## WHAT YOU ARE ASKED TO DO
Reproduce the listing below verbatim.

## RAW DATA
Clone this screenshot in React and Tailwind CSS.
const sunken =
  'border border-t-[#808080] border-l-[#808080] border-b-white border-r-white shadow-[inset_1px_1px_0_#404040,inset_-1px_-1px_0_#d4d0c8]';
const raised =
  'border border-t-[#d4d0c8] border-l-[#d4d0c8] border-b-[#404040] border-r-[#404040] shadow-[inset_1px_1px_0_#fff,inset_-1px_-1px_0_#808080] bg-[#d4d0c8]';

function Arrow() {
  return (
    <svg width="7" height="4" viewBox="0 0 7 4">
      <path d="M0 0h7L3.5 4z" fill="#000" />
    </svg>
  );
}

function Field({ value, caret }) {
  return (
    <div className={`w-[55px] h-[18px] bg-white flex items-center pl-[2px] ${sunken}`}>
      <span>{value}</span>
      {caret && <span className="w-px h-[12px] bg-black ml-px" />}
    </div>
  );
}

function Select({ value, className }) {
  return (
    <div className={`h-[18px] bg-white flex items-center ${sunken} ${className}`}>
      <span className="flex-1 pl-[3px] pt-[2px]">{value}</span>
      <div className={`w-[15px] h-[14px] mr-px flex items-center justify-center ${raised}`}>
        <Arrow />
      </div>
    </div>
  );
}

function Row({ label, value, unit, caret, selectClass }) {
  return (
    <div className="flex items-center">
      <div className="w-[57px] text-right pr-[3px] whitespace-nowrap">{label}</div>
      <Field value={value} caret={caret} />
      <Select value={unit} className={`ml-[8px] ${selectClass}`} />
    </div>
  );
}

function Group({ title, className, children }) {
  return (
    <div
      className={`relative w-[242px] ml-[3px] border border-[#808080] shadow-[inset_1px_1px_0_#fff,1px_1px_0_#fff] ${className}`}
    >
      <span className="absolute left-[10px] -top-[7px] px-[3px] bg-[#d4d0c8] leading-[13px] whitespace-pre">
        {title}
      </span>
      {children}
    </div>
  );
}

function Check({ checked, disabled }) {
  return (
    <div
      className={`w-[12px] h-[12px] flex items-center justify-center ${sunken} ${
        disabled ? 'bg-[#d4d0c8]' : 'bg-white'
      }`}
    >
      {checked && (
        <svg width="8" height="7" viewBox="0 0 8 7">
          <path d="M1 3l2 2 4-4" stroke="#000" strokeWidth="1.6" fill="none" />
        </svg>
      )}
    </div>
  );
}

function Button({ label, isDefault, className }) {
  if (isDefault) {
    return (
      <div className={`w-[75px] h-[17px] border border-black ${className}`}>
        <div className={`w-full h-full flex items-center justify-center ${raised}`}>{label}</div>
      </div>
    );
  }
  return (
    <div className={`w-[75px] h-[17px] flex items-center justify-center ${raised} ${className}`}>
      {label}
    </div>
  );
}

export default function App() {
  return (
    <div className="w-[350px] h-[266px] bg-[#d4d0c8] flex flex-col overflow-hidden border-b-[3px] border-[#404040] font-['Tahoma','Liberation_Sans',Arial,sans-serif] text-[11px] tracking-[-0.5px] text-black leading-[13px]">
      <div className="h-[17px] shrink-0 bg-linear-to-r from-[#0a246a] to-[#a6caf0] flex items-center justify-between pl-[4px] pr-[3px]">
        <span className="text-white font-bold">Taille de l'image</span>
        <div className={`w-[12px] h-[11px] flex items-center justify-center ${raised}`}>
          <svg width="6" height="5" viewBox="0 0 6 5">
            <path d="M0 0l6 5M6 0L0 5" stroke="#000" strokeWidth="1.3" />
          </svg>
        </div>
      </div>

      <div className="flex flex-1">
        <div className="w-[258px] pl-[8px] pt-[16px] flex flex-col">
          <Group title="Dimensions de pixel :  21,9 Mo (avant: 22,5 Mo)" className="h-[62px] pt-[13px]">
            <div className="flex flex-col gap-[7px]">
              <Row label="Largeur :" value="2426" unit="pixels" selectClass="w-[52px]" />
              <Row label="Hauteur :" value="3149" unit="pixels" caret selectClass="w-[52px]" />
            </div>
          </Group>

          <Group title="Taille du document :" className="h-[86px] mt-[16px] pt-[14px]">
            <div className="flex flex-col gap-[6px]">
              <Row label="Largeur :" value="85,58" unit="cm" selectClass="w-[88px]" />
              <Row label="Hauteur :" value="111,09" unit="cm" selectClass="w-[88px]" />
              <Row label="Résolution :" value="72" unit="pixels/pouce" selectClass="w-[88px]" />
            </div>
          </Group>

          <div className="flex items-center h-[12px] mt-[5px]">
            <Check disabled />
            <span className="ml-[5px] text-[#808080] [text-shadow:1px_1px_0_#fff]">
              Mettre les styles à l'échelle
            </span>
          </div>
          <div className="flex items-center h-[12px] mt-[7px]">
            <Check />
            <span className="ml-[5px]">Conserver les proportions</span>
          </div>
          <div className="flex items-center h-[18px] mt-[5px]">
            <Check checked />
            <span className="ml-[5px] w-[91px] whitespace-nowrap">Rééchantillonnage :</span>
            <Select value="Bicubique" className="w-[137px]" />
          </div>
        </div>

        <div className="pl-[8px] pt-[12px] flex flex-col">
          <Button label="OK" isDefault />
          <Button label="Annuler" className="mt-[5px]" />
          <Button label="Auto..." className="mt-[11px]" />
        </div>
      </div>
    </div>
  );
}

## FINISHED EXERCISE
Clone this screenshot in React and Tailwind CSS.
const sunken =
  'border border-t-[#808080] border-l-[#808080] border-b-white border-r-white shadow-[inset_1px_1px_0_#404040,inset_-1px_-1px_0_#d4d0c8]';
const raised =
  'border border-t-[#d4d0c8] border-l-[#d4d0c8] border-b-[#404040] border-r-[#404040] shadow-[inset_1px_1px_0_#fff,inset_-1px_-1px_0_#808080] bg-[#d4d0c8]';

function Arrow() {
  return (
    <svg width="7" height="4" viewBox="0 0 7 4">
      <path d="M0 0h7L3.5 4z" fill="#000" />
    </svg>
  );
}

function Field({ value, caret }) {
  return (
    <div className={`w-[55px] h-[18px] bg-white flex items-center pl-[2px] ${sunken}`}>
      <span>{value}</span>
      {caret && <span className="w-px h-[12px] bg-black ml-px" />}
    </div>
  );
}

function Select({ value, className }) {
  return (
    <div className={`h-[18px] bg-white flex items-center ${sunken} ${className}`}>
      <span className="flex-1 pl-[3px] pt-[2px]">{value}</span>
      <div className={`w-[15px] h-[14px] mr-px flex items-center justify-center ${raised}`}>
        <Arrow />
      </div>
    </div>
  );
}

function Row({ label, value, unit, caret, selectClass }) {
  return (
    <div className="flex items-center">
      <div className="w-[57px] text-right pr-[3px] whitespace-nowrap">{label}</div>
      <Field value={value} caret={caret} />
      <Select value={unit} className={`ml-[8px] ${selectClass}`} />
    </div>
  );
}

function Group({ title, className, children }) {
  return (
    <div
      className={`relative w-[242px] ml-[3px] border border-[#808080] shadow-[inset_1px_1px_0_#fff,1px_1px_0_#fff] ${className}`}
    >
      <span className="absolute left-[10px] -top-[7px] px-[3px] bg-[#d4d0c8] leading-[13px] whitespace-pre">
        {title}
      </span>
      {children}
    </div>
  );
}

function Check({ checked, disabled }) {
  return (
    <div
      className={`w-[12px] h-[12px] flex items-center justify-center ${sunken} ${
        disabled ? 'bg-[#d4d0c8]' : 'bg-white'
      }`}
    >
      {checked && (
        <svg width="8" height="7" viewBox="0 0 8 7">
          <path d="M1 3l2 2 4-4" stroke="#000" strokeWidth="1.6" fill="none" />
        </svg>
      )}
    </div>
  );
}

function Button({ label, isDefault, className }) {
  if (isDefault) {
    return (
      <div className={`w-[75px] h-[17px] border border-black ${className}`}>
        <div className={`w-full h-full flex items-center justify-center ${raised}`}>{label}</div>
      </div>
    );
  }
  return (
    <div className={`w-[75px] h-[17px] flex items-center justify-center ${raised} ${className}`}>
      {label}
    </div>
  );
}

export default function App() {
  return (
    <div className="w-[350px] h-[266px] bg-[#d4d0c8] flex flex-col overflow-hidden border-b-[3px] border-[#404040] font-['Tahoma','Liberation_Sans',Arial,sans-serif] text-[11px] tracking-[-0.5px] text-black leading-[13px]">
      <div className="h-[17px] shrink-0 bg-linear-to-r from-[#0a246a] to-[#a6caf0] flex items-center justify-between pl-[4px] pr-[3px]">
        <span className="text-white font-bold">Taille de l'image</span>
        <div className={`w-[12px] h-[11px] flex items-center justify-center ${raised}`}>
          <svg width="6" height="5" viewBox="0 0 6 5">
            <path d="M0 0l6 5M6 0L0 5" stroke="#000" strokeWidth="1.3" />
          </svg>
        </div>
      </div>

      <div className="flex flex-1">
        <div className="w-[258px] pl-[8px] pt-[16px] flex flex-col">
          <Group title="Dimensions de pixel :  21,9 Mo (avant: 22,5 Mo)" className="h-[62px] pt-[13px]">
            <div className="flex flex-col gap-[7px]">
              <Row label="Largeur :" value="2426" unit="pixels" selectClass="w-[52px]" />
              <Row label="Hauteur :" value="3149" unit="pixels" caret selectClass="w-[52px]" />
            </div>
          </Group>

          <Group title="Taille du document :" className="h-[86px] mt-[16px] pt-[14px]">
            <div className="flex flex-col gap-[6px]">
              <Row label="Largeur :" value="85,58" unit="cm" selectClass="w-[88px]" />
              <Row label="Hauteur :" value="111,09" unit="cm" selectClass="w-[88px]" />
              <Row label="Résolution :" value="72" unit="pixels/pouce" selectClass="w-[88px]" />
            </div>
          </Group>

          <div className="flex items-center h-[12px] mt-[5px]">
            <Check disabled />
            <span className="ml-[5px] text-[#808080] [text-shadow:1px_1px_0_#fff]">
              Mettre les styles à l'échelle
            </span>
          </div>
          <div className="flex items-center h-[12px] mt-[7px]">
            <Check />
            <span className="ml-[5px]">Conserver les proportions</span>
          </div>
          <div className="flex items-center h-[18px] mt-[5px]">
            <Check checked />
            <span className="ml-[5px] w-[91px] whitespace-nowrap">Rééchantillonnage :</span>
            <Select value="Bicubique" className="w-[137px]" />
          </div>
        </div>

        <div className="pl-[8px] pt-[12px] flex flex-col">
          <Button label="OK" isDefault />
          <Button label="Annuler" className="mt-[5px]" />
          <Button label="Auto..." className="mt-[11px]" />
        </div>
      </div>
    </div>
  );
}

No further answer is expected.